I consider them people i pay for their services... if i'm risking my money, i like to consider myself the expert.

That was one part of Peter Spann's book that really got me thinking. When reading both his and Kyosaki's books, I was disappointed that I didn't have a "Rich Dad" or a Mentor. Then at the end of Peter's book where he explains that his mentor was a combination of different "experts", it gave me the momentum to go get my own team of experts, who are now my collective mentors. This enabled me to feel so much more comfortable with my risk taking, and I learned heaps more than if I'd just stayed being dissappointed.
 
When I read Pete Spann back in about 2000, there was no mention of shares and what not.

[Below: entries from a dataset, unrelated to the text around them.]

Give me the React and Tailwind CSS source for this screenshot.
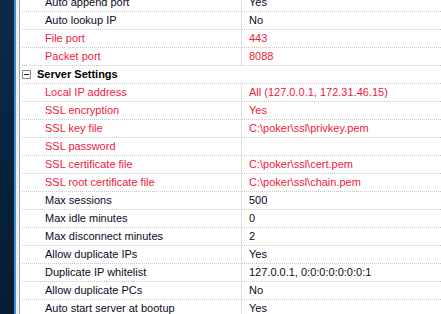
import React from "react";

const rows = [
  { n: "Auto append port", v: "Yes" },
  { n: "Auto lookup IP", v: "No" },
  { n: "File port", v: "443", r: true },
  { n: "Packet port", v: "8088", r: true },
  { cat: "Server Settings" },
  { n: "Local IP address", v: "All (127.0.0.1, 172.31.46.15)", r: true },
  { n: "SSL encryption", v: "Yes", r: true },
  { n: "SSL key file", v: "C:\\poker\\ssl\\privkey.pem", r: true },
  { n: "SSL password", v: "", r: true },
  { n: "SSL certificate file", v: "C:\\poker\\ssl\\cert.pem", r: true },
  { n: "SSL root certificate file", v: "C:\\poker\\ssl\\chain.pem", r: true },
  { n: "Max sessions", v: "500" },
  { n: "Max idle minutes", v: "0" },
  { n: "Max disconnect minutes", v: "2" },
  { n: "Allow duplicate IPs", v: "Yes" },
  { n: "Duplicate IP whitelist", v: "127.0.0.1, 0:0:0:0:0:0:0:1" },
  { n: "Allow duplicate PCs", v: "No" },
  { n: "Auto start server at bootup", v: "Yes" },
];

export default function App() {
  return (
    <div
      className="flex w-[441px] h-[314px] overflow-hidden bg-white text-[11px] leading-none"
      style={{ fontFamily: '"Liberation Sans", Arial, sans-serif' }}
    >
      <div className="w-[14px] shrink-0 bg-gradient-to-b from-[#0c2a48] to-[#061c33]" />
      <div className="w-[2px] shrink-0 bg-[#3d8fd6]" />
      <div className="w-[3px] shrink-0 bg-[#f0f0f0]" />
      <div className="w-[1px] shrink-0 bg-[#a0a0a0]" />
      <div className="flex-1 pl-[2px] flex flex-col -mt-[6px]">
        {rows.map((row, i) =>
          row.cat ? (
            <div
              key={i}
              className="h-[18px] shrink-0 flex items-center border-b border-dotted border-[#c8c8c8]"
            >
              <div className="w-[9px] h-[9px] border border-[#8c8c8c] bg-white flex items-center justify-center">
                <div className="w-[5px] h-[1px] bg-[#202020]" />
              </div>
              <span className="ml-[6px] font-bold text-black">{row.cat}</span>
            </div>
          ) : (
            <div
              key={i}
              className="h-[18px] shrink-0 flex border-b border-dotted border-[#c8c8c8]"
            >
              <div
                className={`w-[219px] shrink-0 pl-[23px] flex items-center ${
                  row.r ? "text-[#f0203c]" : "text-[#0a0a1e]"
                }`}
              >
                {row.n}
              </div>
              <div
                className={`flex-1 border-l border-[#e0e0e0] pl-[7px] flex items-center ${
                  row.r ? "text-[#f0203c]" : "text-[#0a0a1e]"
                }`}
              >
                {row.v}
              </div>
            </div>
          )
        )}
      </div>
    </div>
  );
}
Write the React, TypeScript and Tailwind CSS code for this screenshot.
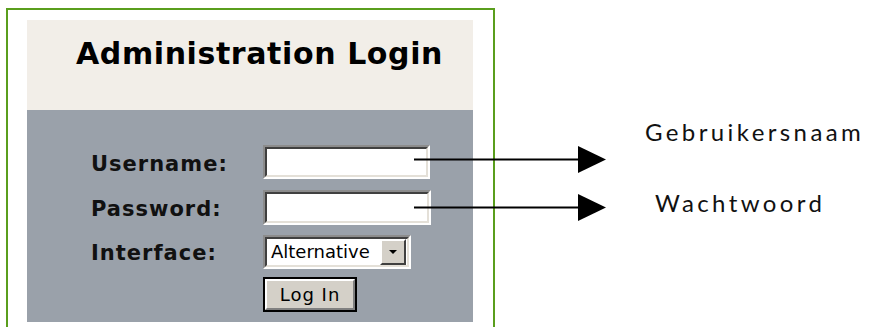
import React from "react";

const verdana = "font-['DejaVu_Sans',Verdana,sans-serif]";
const label = `${verdana} text-[21px] font-bold leading-[21px] tracking-[1px] text-[#111]`;

function Sunken({ className, children }: { className: string; children?: React.ReactNode }) {
  return (
    <div
      className={`${className} border-2 border-t-[#8c8c8c] border-l-[#8c8c8c] border-b-[#ffffff] border-r-[#ffffff]`}
    >
      <div className="h-full w-full border-2 border-t-[#404040] border-l-[#404040] border-b-[#e4e0d8] border-r-[#e4e0d8] bg-white">
        {children}
      </div>
    </div>
  );
}

function Arrows() {
  return (
    <svg
      className="pointer-events-none absolute left-0 top-0"
      width="871"
      height="327"
      viewBox="0 0 871 327"
    >
      <line x1="414" y1="159.5" x2="580" y2="159.5" stroke="#000" strokeWidth="2" />
      <polygon points="578,146 606,159.5 578,173" fill="#000" />
      <line x1="414" y1="207.5" x2="580" y2="207.5" stroke="#000" strokeWidth="2" />
      <polygon points="578,194 606,207.5 578,221" fill="#000" />
    </svg>
  );
}

export default function App() {
  return (
    <div className="relative flex h-[327px] w-[871px] overflow-hidden bg-white">
      <div className="ml-[6px] mt-[8px] h-[319px] w-[489px] border-2 border-b-0 border-[#5a9e1d] pl-[19px] pt-[10px]">
        <div className="w-[446px]">
          <div className="h-[90px] bg-[#f2eee8] pl-[49px] pt-[19px]">
            <h1 className={`${verdana} text-[30px] font-bold leading-[30px] tracking-[0.6px] text-black`}>
              Administration Login
            </h1>
          </div>
          <div className="h-[212px] bg-[#9aa1aa] pl-[64px] pt-[35px]">
            <div className="grid grid-cols-[172px_1fr] items-center">
              <label className={`${label} pt-[4px]`}>Username:</label>
              <Sunken className="h-[34px] w-[167px]" />

              <label className={`${label} mt-[11px] pt-[4px]`}>Password:</label>
              <Sunken className="mt-[11px] h-[35px] w-[168px]" />

              <label className={`${label} mt-[10px] pt-[2px]`}>Interface:</label>
              <Sunken className="mt-[10px] h-[34px] w-[148px]">
                <div className="flex h-full items-center justify-between pl-[4px] pr-[1px]">
                  <span className={`${verdana} text-[18px] leading-none text-black`}>Alternative</span>
                  <div className="flex h-[26px] w-[26px] items-center justify-center border-2 border-t-[#ffffff] border-l-[#ffffff] border-b-[#404040] border-r-[#404040] bg-[#d4d0c8]">
                    <div className="h-0 w-0 border-l-[4px] border-r-[4px] border-t-[4px] border-l-transparent border-r-transparent border-t-black" />
                  </div>
                </div>
              </Sunken>

              <div />
              <button
                className={`${verdana} mt-[8px] h-[35px] w-[94px] border-2 border-black bg-[#d4d0c8] text-[18px] leading-none tracking-[1px] text-black`}
              >
                <div className="flex h-full w-full items-center justify-center border-2 border-t-[#ffffff] border-l-[#ffffff] border-b-[#808080] border-r-[#808080]">
                  Log In
                </div>
              </button>
            </div>
          </div>
        </div>
      </div>

      <div className="flex flex-col pl-[150px] pt-[120px] font-['Lato',sans-serif] text-[24px] leading-[24px] tracking-[3.4px] text-[#111]">
        <span>Gebruikersnaam</span>
        <span className="mt-[47px] pl-[10px]">Wachtwoord</span>
      </div>

      <Arrows />
    </div>
  );
}
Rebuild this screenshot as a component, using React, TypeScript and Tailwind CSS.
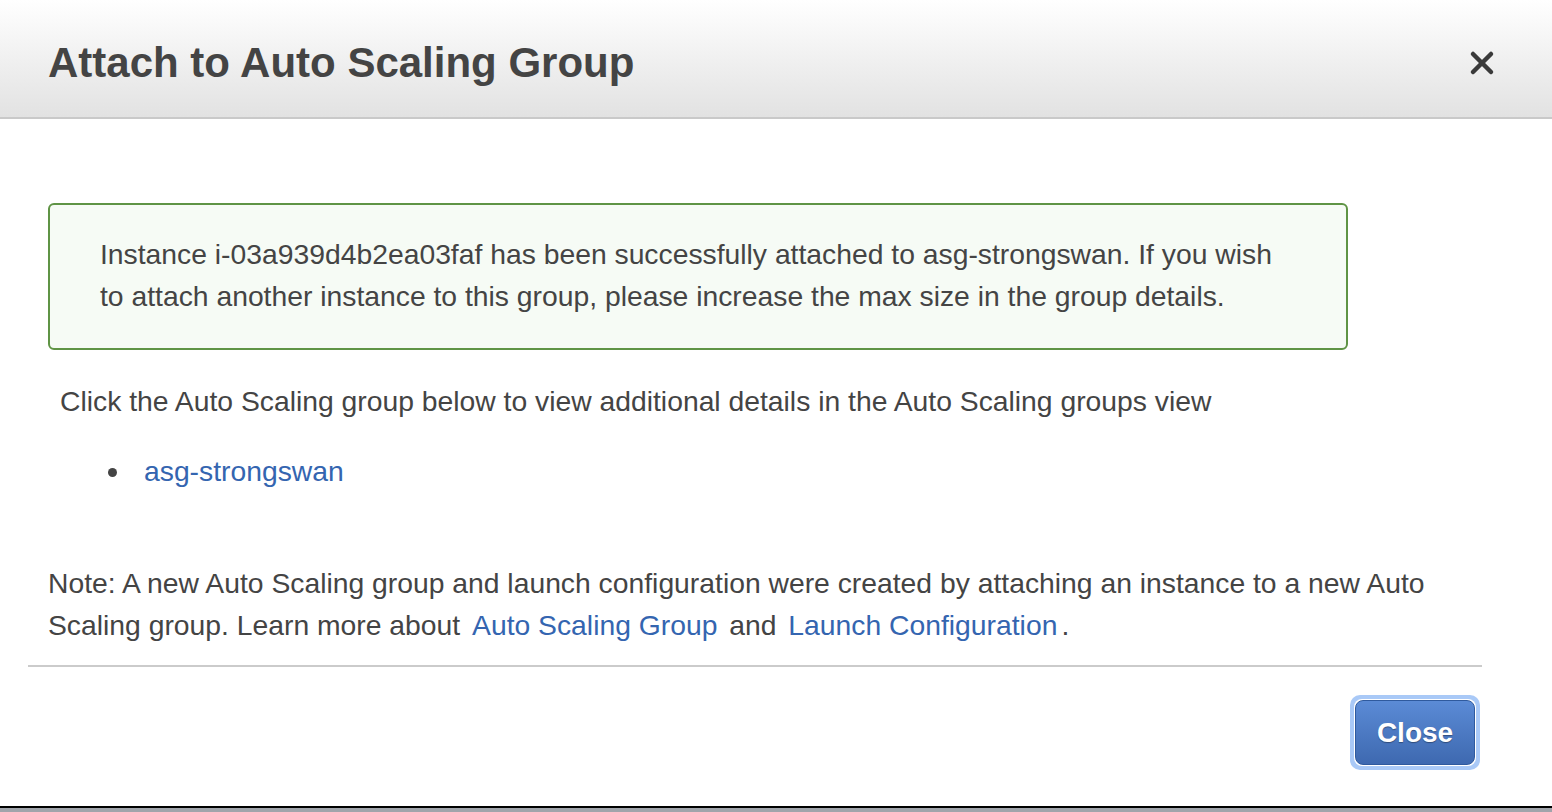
import { X } from 'lucide-react'

export default function App() {
  return (
    <div
      className="h-[812px] w-full bg-white flex flex-col text-[#444] overflow-hidden"
      style={{ fontFamily: '"Liberation Sans", Arial, sans-serif' }}
    >
      {/* Header */}
      <div className="h-[119px] shrink-0 bg-gradient-to-b from-white to-[#e2e2e2] border-b-2 border-[#c9c9c9] flex items-center justify-between pl-12 pr-[52px] pt-2">
        <h1 className="text-[42px] font-bold text-[#444]">Attach to Auto Scaling Group</h1>
        <X className="w-9 h-9 text-[#3a3a3a]" strokeWidth={3} />
      </div>

      {/* Body */}
      <div className="flex-1 flex flex-col px-12 pt-[84px] text-[28.3px] leading-[42px]">
        <div className="w-[1300px] h-[147px] border-2 border-[#5f9445] bg-[#f6fbf5] rounded-md pl-[50px] pr-4 pt-[28px]">
          <p className="text-[#444] whitespace-nowrap">
            Instance i-03a939d4b2ea03faf has been successfully attached to asg-strongswan. If you wish
            <br />
            to attach another instance to this group, please increase the max size in the group details.
          </p>
        </div>

        <p className="mt-[30px] ml-3 whitespace-nowrap">
          Click the Auto Scaling group below to view additional details in the Auto Scaling groups view
        </p>

        <ul className="mt-[28px] ml-[84px] list-disc marker:text-[#444]">
          <li className="pl-3">
            <a className="text-[#3465b0]">asg-strongswan</a>
          </li>
        </ul>

        <p className="mt-[70px] whitespace-nowrap">
          Note: A new Auto Scaling group and launch configuration were created by attaching an instance to a new Auto
          <br />
          Scaling group. Learn more about <a className="text-[#3465b0] ml-1 mr-1">Auto Scaling Group</a> and{' '}
          <a className="text-[#3465b0] ml-1 mr-1">Launch Configuration</a>.
        </p>
      </div>

      {/* Footer */}
      <div className="shrink-0 pl-[28px] pr-[70px]">
        <div className="h-[2px] bg-[#cbcbcb] mb-[28px]" />
        <div className="flex justify-end pr-[2px] pb-[36px]">
          <div className="rounded-[10px] bg-[#a9c9f7] p-[4px]">
            <div className="rounded-[8px] bg-white p-[1px]">
              <button className="w-[120px] h-[65px] rounded-[8px] border border-[#2f5a9e] bg-gradient-to-b from-[#5b8bd6] to-[#3e69b0] text-white text-[28px] font-bold [text-shadow:0_1px_1px_rgba(0,0,0,0.35)]">
                Close
              </button>
            </div>
          </div>
        </div>
      </div>

      <div className="h-[2px] bg-black shrink-0" />
      <div className="h-[4px] bg-[#a0a4ab] shrink-0" />
    </div>
  )
}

It was all property, and the process was buy, renovate, rent out, draw down equity, go again ra, ra.

I attended Money Magic in 2000 have just reopened my copy of the manual given out which talks in detail about buying shares, selection criteria, use of margin lending, using warrants, options etc - copyright mark at the bottom of the page says 1999. My receipt says it was for Brisbane course March 2000.

Happy to be proven wrong of course.

Been using shares and advocating the use of shares since then, not sure what you read about him - maybe you attend any of his seminars.

OSS
 
Why this search for a mentor?

Let's get one thing straight: No one out there loves you. My wife and my dog I trust...............
 
Hi all,

Something is wrong. I am agreeing more and more with Thommo/sunfish/Richard C.

What is this, the Macquarie fund is not a success for investors:eek: Who would have ever guessed!

But then again when you do, you get threatened with legal action.:rolleyes:

bye
 
Why this search for a mentor?
For me, a mentor is someone who teaches me things I need to know and gives good advice. It wasn't until I read Peter Span, that I realised I didn't need this all in one person, or necessarily a person at all.

So my mentor is SS, books on IP investing, accountant, lawyer, MB, www etc. They all teach me things and are full of really good advice. Out of the plethora of information therefore available to me, I take out what fits for me and my goals, and what works in my lifestyle. Tis all good.